Sunrise was not disappointing on Day 2 of our adventure. Again, tide pools were created in the shadow of once great trees, and starfish and sand dollars littered the beach. I made attempts to toss shriveling starfish into tide pools, to which they immediately responded. Hopefully, I bought them a few more hours before high tide arrived. Our plan for Day 2 was to paddle to Bull Island to the North, which is known for its shell collecting and boneyard beach. Abundant wildlife is also reported. A challenging surf launch was completed, only to be met with 2 foot swells and wind in our faces. The three mile paddle took us several hours, and by the time we beached I was worn-out and hungry. We enjoyed a nice lunch and the warm sun started to dry out our clothes (I had problem initially getting a good seal on my skirt, so I took on some water). After eating, I strolled along the beach, and was not disappointed with the number of shells strewn along the shore.
Heading back to Capers Island, the wind and sea were following, so we made short work of the paddle back to our site. This left ample time to further explore our island, and I found a couple of wonderful palm trees to hang a hammock and drift off in peaceful, afternoon slumber. Waking to the slight breeze, I checked my watch and knew that it was 5 o’clock – Just enough time for a cocktail and some sunset photos before dinner.
Fashioning a muddler out of piece of driftwood, Shannon and I sat down to enjoy some hand-crafted daiquiris with fresh limes, sugar cubes, and white rum. Once again, sunset was not disappointing, and the tides were perfect to find some reflections in the tide pools along the skeleton of trees. Dinner and another fire ensued, and a full moon lit up the site throughout out the night. Waking the next morning, the tide had removed out footprints near the camp, but a new set was now visible. A bobcat had investigated our site, but found nothing of interest and moved on. Such a wonderful area!

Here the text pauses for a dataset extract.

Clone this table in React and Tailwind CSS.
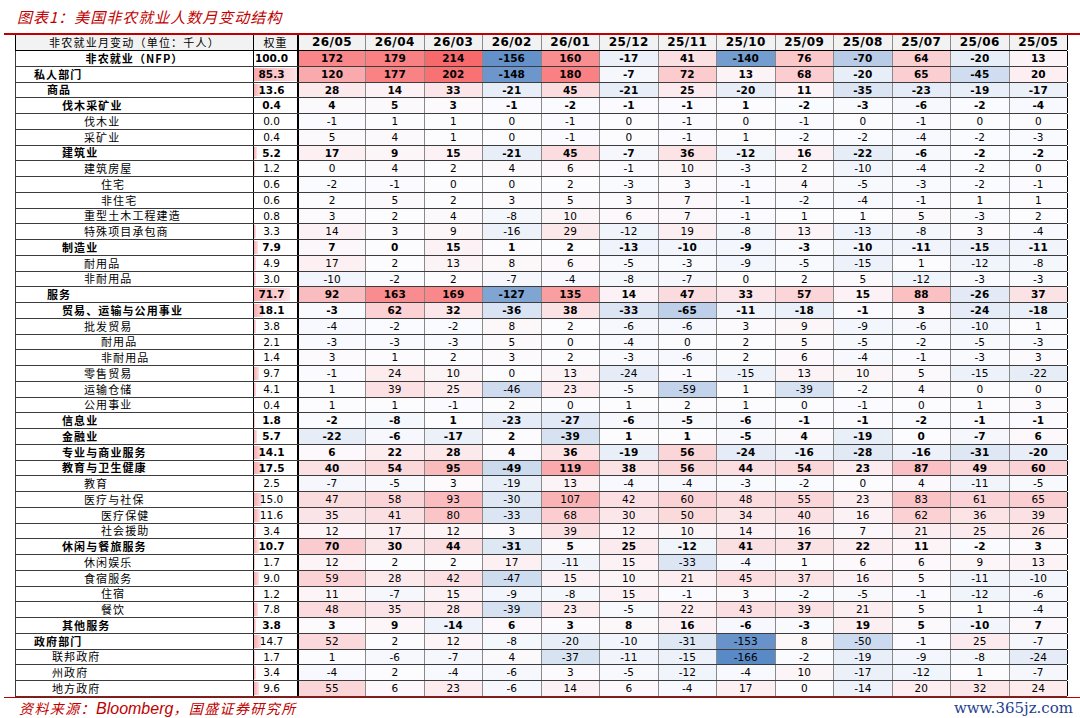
import React from "react";

const MONTHS = ["26/05", "26/04", "26/03", "26/02", "26/01", "25/12", "25/11", "25/10", "25/09", "25/08", "25/07", "25/06", "25/05"];

// pad = label indent in px (null = centered), b = bold row, lb = only label bold
const ROWS = [
  { name: "非农就业（NFP）", w: "100.0", pad: null, b: true, bar: false, v: [172, 179, 214, -156, 160, -17, 41, -140, 76, -70, 64, -20, 13] },
  { name: "私人部门", w: "85.3", pad: 18, b: true, v: [120, 177, 202, -148, 180, -7, 72, 13, 68, -20, 65, -45, 20] },
  { name: "商品", w: "13.6", pad: 31, b: true, v: [28, 14, 33, -21, 45, -21, 25, -20, 11, -35, -23, -19, -17] },
  { name: "伐木采矿业", w: "0.4", pad: 46, b: true, v: [4, 5, 3, -1, -2, -1, -1, 1, -2, -3, -6, -2, -4] },
  { name: "伐木业", w: "0.0", pad: 68, v: [-1, 1, 1, 0, -1, 0, -1, 0, -1, 0, -1, 0, 0] },
  { name: "采矿业", w: "0.4", pad: 68, v: [5, 4, 1, 0, -1, 0, -1, 1, -2, -2, -4, -2, -3] },
  { name: "建筑业", w: "5.2", pad: 46, b: true, v: [17, 9, 15, -21, 45, -7, 36, -12, 16, -22, -6, -2, -2] },
  { name: "建筑房屋", w: "1.2", pad: 68, v: [0, 4, 2, 4, 6, -1, 10, -3, 2, -10, -4, -2, 0] },
  { name: "住宅", w: "0.6", pad: 85, v: [-2, -1, 0, 0, 2, -3, 3, -1, 4, -5, -3, -2, -1] },
  { name: "非住宅", w: "0.6", pad: 85, v: [2, 5, 2, 3, 5, 3, 7, -1, -2, -4, -1, 1, 1] },
  { name: "重型土木工程建造", w: "0.8", pad: 68, v: [3, 2, 4, -8, 10, 6, 7, -1, 1, 1, 5, -3, 2] },
  { name: "特殊项目承包商", w: "3.3", pad: 68, v: [14, 3, 9, -16, 29, -12, 19, -8, 13, -13, -8, 3, -4] },
  { name: "制造业", w: "7.9", pad: 46, b: true, v: [7, 0, 15, 1, 2, -13, -10, -9, -3, -10, -11, -15, -11] },
  { name: "耐用品", w: "4.9", pad: 68, v: [17, 2, 13, 8, 6, -5, -3, -9, -5, -15, 1, -12, -8] },
  { name: "非耐用品", w: "3.0", pad: 68, v: [-10, -2, 2, -7, -4, -8, -7, 0, 2, 5, -12, -3, -3] },
  { name: "服务", w: "71.7", pad: 31, b: true, v: [92, 163, 169, -127, 135, 14, 47, 33, 57, 15, 88, -26, 37] },
  { name: "贸易、运输与公用事业", w: "18.1", pad: 46, b: true, v: [-3, 62, 32, -36, 38, -33, -65, -11, -18, -1, 3, -24, -18] },
  { name: "批发贸易", w: "3.8", pad: 68, v: [-4, -2, -2, 8, 2, -6, -6, 3, 9, -9, -6, -10, 1] },
  { name: "耐用品", w: "2.1", pad: 85, v: [-3, -3, -3, 5, 0, -4, 0, 2, 5, -5, -2, -5, -3] },
  { name: "非耐用品", w: "1.4", pad: 85, v: [3, 1, 2, 3, 2, -3, -6, 2, 6, -4, -1, -3, 3] },
  { name: "零售贸易", w: "9.7", pad: 68, v: [-1, 24, 10, 0, 13, -24, -1, -15, 13, 10, 5, -15, -22] },
  { name: "运输仓储", w: "4.1", pad: 68, v: [1, 39, 25, -46, 23, -5, -59, 1, -39, -2, 4, 0, 0] },
  { name: "公用事业", w: "0.4", pad: 68, v: [1, 1, -1, 2, 0, 1, 2, 1, 0, -1, 0, 1, 3] },
  { name: "信息业", w: "1.8", pad: 46, b: true, v: [-2, -8, 1, -23, -27, -6, -5, -6, -1, -1, -2, -1, -1] },
  { name: "金融业", w: "5.7", pad: 46, b: true, v: [-22, -6, -17, 2, -39, 1, 1, -5, 4, -19, 0, -7, 6] },
  { name: "专业与商业服务", w: "14.1", pad: 46, b: true, v: [6, 22, 28, 4, 36, -19, 56, -24, -16, -28, -16, -31, -20] },
  { name: "教育与卫生健康", w: "17.5", pad: 46, b: true, v: [40, 54, 95, -49, 119, 38, 56, 44, 54, 23, 87, 49, 60] },
  { name: "教育", w: "2.5", pad: 68, v: [-7, -5, 3, -19, 13, -4, -4, -3, -2, 0, 4, -11, -5] },
  { name: "医疗与社保", w: "15.0", pad: 68, v: [47, 58, 93, -30, 107, 42, 60, 48, 55, 23, 83, 61, 65] },
  { name: "医疗保健", w: "11.6", pad: 85, v: [35, 41, 80, -33, 68, 30, 50, 34, 40, 16, 62, 36, 39] },
  { name: "社会援助", w: "3.4", pad: 85, v: [12, 17, 12, 3, 39, 12, 10, 14, 16, 7, 21, 25, 26] },
  { name: "休闲与餐旅服务", w: "10.7", pad: 46, b: true, v: [70, 30, 44, -31, 5, 25, -12, 41, 37, 22, 11, -2, 3] },
  { name: "休闲娱乐", w: "1.7", pad: 68, v: [12, 2, 2, 17, -11, 15, -33, -4, 1, 6, 6, 9, 13] },
  { name: "食宿服务", w: "9.0", pad: 68, v: [59, 28, 42, -47, 15, 10, 21, 45, 37, 16, 5, -11, -10] },
  { name: "住宿", w: "1.2", pad: 85, v: [11, -7, 15, -9, -8, 15, -1, 3, -2, -5, -1, -12, -6] },
  { name: "餐饮", w: "7.8", pad: 85, v: [48, 35, 28, -39, 23, -5, 22, 43, 39, 21, 5, 1, -4] },
  { name: "其他服务", w: "3.8", pad: 46, b: true, v: [3, 9, -14, 6, 3, 8, 16, -6, -3, 19, 5, -10, 7] },
  { name: "政府部门", w: "14.7", pad: 18, lb: true, v: [52, 2, 12, -8, -20, -10, -31, -153, 8, -50, -1, 25, -7] },
  { name: "联邦政府", w: "1.7", pad: 36, v: [1, -6, -7, 4, -37, -11, -15, -166, -2, -19, -9, -8, -24] },
  { name: "州政府", w: "3.4", pad: 36, v: [-4, 2, -4, -6, 3, -5, -12, -4, 10, -17, -12, 1, -7] },
  { name: "地方政府", w: "9.6", pad: 36, v: [55, 6, 23, -6, 14, 6, -4, 17, 0, -14, 20, 32, 24] },
];

const COLS = "grid grid-cols-[238px_45px_67px_repeat(12,58.5px)]";

// three colour scale: blue (min) - white (0) - red (max)
function heat(v) {
  const mix = (a, b, t) => Math.round(a + (b - a) * t);
  let t, to;
  if (v >= 0) {
    t = Math.min(v / 214, 1);
    to = [248, 105, 107];
  } else {
    t = Math.min(-v / 166, 1);
    to = [90, 138, 198];
  }
  const from = [252, 252, 255];
  return `rgb(${mix(from[0], to[0], t)}, ${mix(from[1], to[1], t)}, ${mix(from[2], to[2], t)})`;
}

function Row({ row }) {
  const bold = row.b;
  const barWidth = row.bar === false ? 0 : (parseFloat(row.w) / 85.3) * 43;
  return (
    <div className={`${COLS} h-[15.75px] border-b border-l border-[#3c3c3c]`}>
      <div
        className={`flex items-center bg-white border-r border-black font-['Noto_Sans_CJK_SC',sans-serif] text-[11px] tracking-[1.1px] leading-none text-black ${
          row.pad === null ? "justify-center" : ""
        } ${bold || row.lb ? "font-bold" : "font-normal"}`}
        style={row.pad === null ? undefined : { paddingLeft: row.pad }}
      >
        {row.name}
      </div>
      <div className="relative flex items-center justify-center pr-[8px] border-r-2 border-black bg-white">
        {barWidth > 0 && (
          <div
            className="absolute left-0 top-[1px] bottom-[1px] bg-linear-to-r from-[#f7a9ad] to-[#fde3e5]"
            style={{ width: barWidth }}
          />
        )}
        <span className={`relative font-['DejaVu_Sans',sans-serif] text-[10.5px] leading-none text-black ${bold ? "font-bold" : ""}`}>
          {row.w}
        </span>
      </div>
      {row.v.map((v, i) => (
        <div
          key={i}
          className={`flex items-center justify-center font-['DejaVu_Sans',sans-serif] text-[10.5px] leading-none text-black ${
            bold ? "font-bold" : ""
          } ${i === 12 ? "border-r border-black" : "border-r border-[#8a8a8a]"}`}
          style={{ backgroundColor: heat(v) }}
        >
          {v}
        </div>
      ))}
    </div>
  );
}

export default function App() {
  return (
    <div className="w-[1080px] h-[718px] overflow-hidden bg-white flex flex-col">
      {/* title */}
      <div className="h-[33px] flex items-center pl-[17px] pt-[1px]">
        <span className="italic text-[15px] tracking-[1px] text-[#c00000] font-['Noto_Sans_CJK_SC',sans-serif]">
          图表1：美国非农就业人数月变动结构
        </span>
      </div>
      <div className="ml-[4px] h-[1.5px] bg-[#c00000]" />

      {/* table */}
      <div className="ml-[15px] w-[1052px]">
        <div className={`${COLS} h-[16.5px] border-b border-l border-black bg-[#f2f2f2]`}>
          <div className="flex items-center justify-center border-r border-black font-['Noto_Sans_CJK_SC',sans-serif] text-[11px] tracking-[1.2px] leading-none text-black">
            非农就业月变动（单位：千人）
          </div>
          <div className="flex items-center justify-center border-r-2 border-black font-['Noto_Sans_CJK_SC',sans-serif] text-[11px] tracking-[1px] leading-none text-black">
            权重
          </div>
          {MONTHS.map((m, i) => (
            <div
              key={m}
              className={`flex items-center justify-center font-['DejaVu_Sans',sans-serif] font-bold text-[12px] tracking-[0.4px] leading-none text-black ${
                i === 12 ? "border-r border-black" : "border-r border-[#8a8a8a]"
              }`}
            >
              {m}
            </div>
          ))}
        </div>
        {ROWS.map((r, i) => (
          <Row key={i} row={r} />
        ))}
      </div>

      {/* source */}
      <div className="ml-[4px] h-[1.5px] bg-[#c00000]" />
      <div className="flex-1 flex items-center justify-between pl-[19px] pr-[7px] pt-[1px]">
        <span className="italic text-[14px] tracking-[1.4px] text-[#c00000] font-['Noto_Sans_CJK_SC',sans-serif] leading-none">
          资料来源：<span className="font-['Liberation_Sans',sans-serif] tracking-normal text-[16px]">Bloomberg</span>，国盛证券研究所
        </span>
        <span className="text-[15px] text-[#243f8e] font-['DejaVu_Serif',serif] leading-none">www.365jz.com</span>
      </div>
    </div>
  );
}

Planning again for correct tides, we pushed off from shore 3 hours before high tide, and again we made light work of the journey home. It is amazing how different your boat behaves without 3 gallons of drinking water on board (a little less than 25 lbs!). Route finding was pretty intuitive, but you can play around with some of the waterways. Boat traffic was pretty minimal, as it was still February. Our temperatures ranged from just above freezing in the mornings, to low 60’s in the afternoons. For me, it was the perfect time of year to explore the area, and we saw relatively few people. I highly recommend this itinerary, and look forward to exploring the area again the future.